Advertising agencies and clients say that hybrid working is a threat to creativity, according to the advertising strategist behind new research from Thinkbox.
Too much time spent on video calls and not enough working together in person in the office risks “undermining” creative output, said Laurence Green at an event in London yesterday, reporting back on interviews with 34 senior creative agency and client practitioners.
While some areas of agency work can be done remotely, such as strategy and elements of craft, agency bosses and marketers stressed that the best creative work comes from teams getting to know each other in person and having informal conversations around meetings, Green said.
TV marketing body Thinkbox commissioned Green to find out the barriers to, and enablers for, producing creative work among ad agencies and marketers.
Green, who next month joins the Institute of Practitioners in Advertising as its director of effectiveness, spoke to agencies including Adam & Eve/DDB, Abbott Mead Vickers BBDO, Lucky Generals, VCCP and Neverland, as well as chief marketers from brands including Boots, Sainsbury's and McDonald’s.
The industry consultation, called From good (work) to great (work): improving the odds, found that the biggest obstacle to creativity is too little time spent establishing a common mission. That was followed by the complexity of delivering the work – including the high frequency of decision-making by CMOs and the large number of assets agencies need to create.

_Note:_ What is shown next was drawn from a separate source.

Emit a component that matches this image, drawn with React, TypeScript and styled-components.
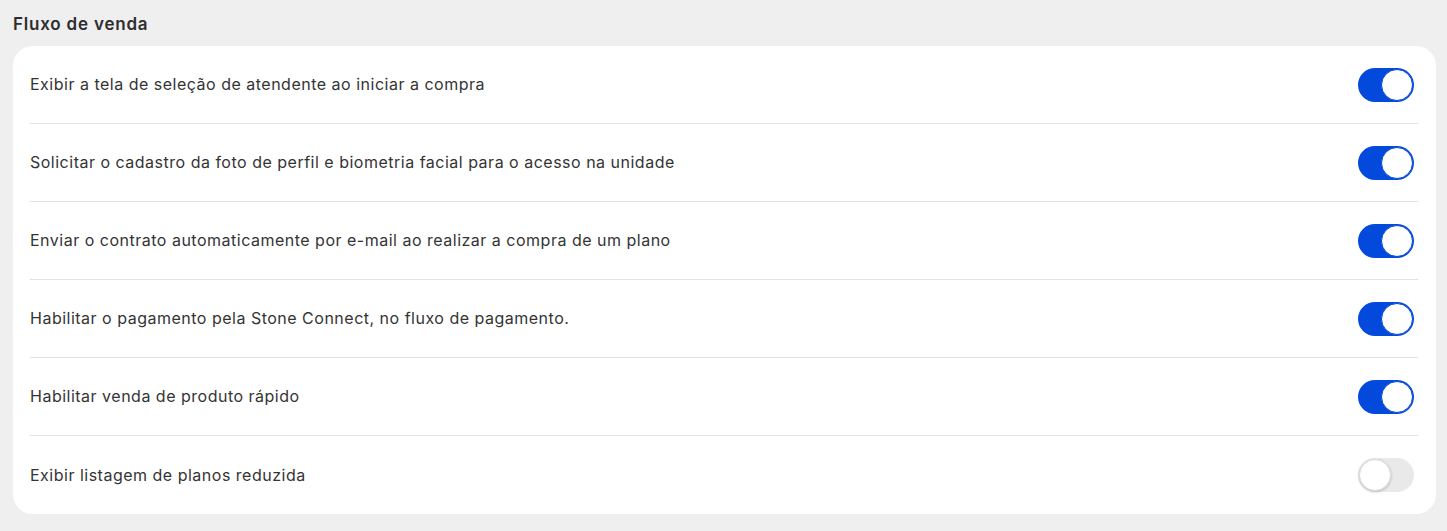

Other barriers identified were a focus on short-termism and performance marketing, a climate of risk-aversion due to potential social media backlash and a lack of access to senior decision-makers at brands, such as the chief executive, as well as the threat of hybrid working.
At the event yesterday, Green told an audience of industry leaders: “I have to honour what I heard from agencies and clients alike and there is a fear – a genuine fear – that hybrid working and too many calls by Zoom, especially in the creative field, especially if you’re buying or selling creative work, is actually in danger of at least sandpapering the ideas and executions that we end up airing and at [worst] undermining them completely.
“I am not here to make the case for going back to the office but the agencies I spoke to have broadly set out their stand as ‘offices are good’ for the business we are in, the business of creative development.”
He added: “There’s so much stuff around the edges and I fear we lose, as the chief executive of one very good, winning agency says, ‘the sparks and serendipity which is the final 2%’.
“The final 2% is the really hard yards, but it is also the bit that makes stuff truly magical and gives you geometric returns as a client rather than just arithmetic returns.”
He noted that the marketers he spoke with were “at pains to say also we would never do a pre-production meeting on Zoom”.
His comments echo those made by Martin Jones, counsel to AAR and adviser to creative agencies through his consultancy Dr Jones, who told Campaign TV in its first episode of a new video series that “the quicker we can get away from virtual chemistry meetings the better”.
Jones said chemistry between agency team members was crucial for marketers to see and that if the meeting had to take place on video with an international client, then the agency should at least be in the office together.
As part of the Thinkbox work, Green outlined seven key actions identified by agencies and brands that can foster creativity, including better briefing, allocating resources against outcomes not inputs, and learning from the success of Christmas ads.
The full findings from the consultation will be published in a white paper, due to be released later this month.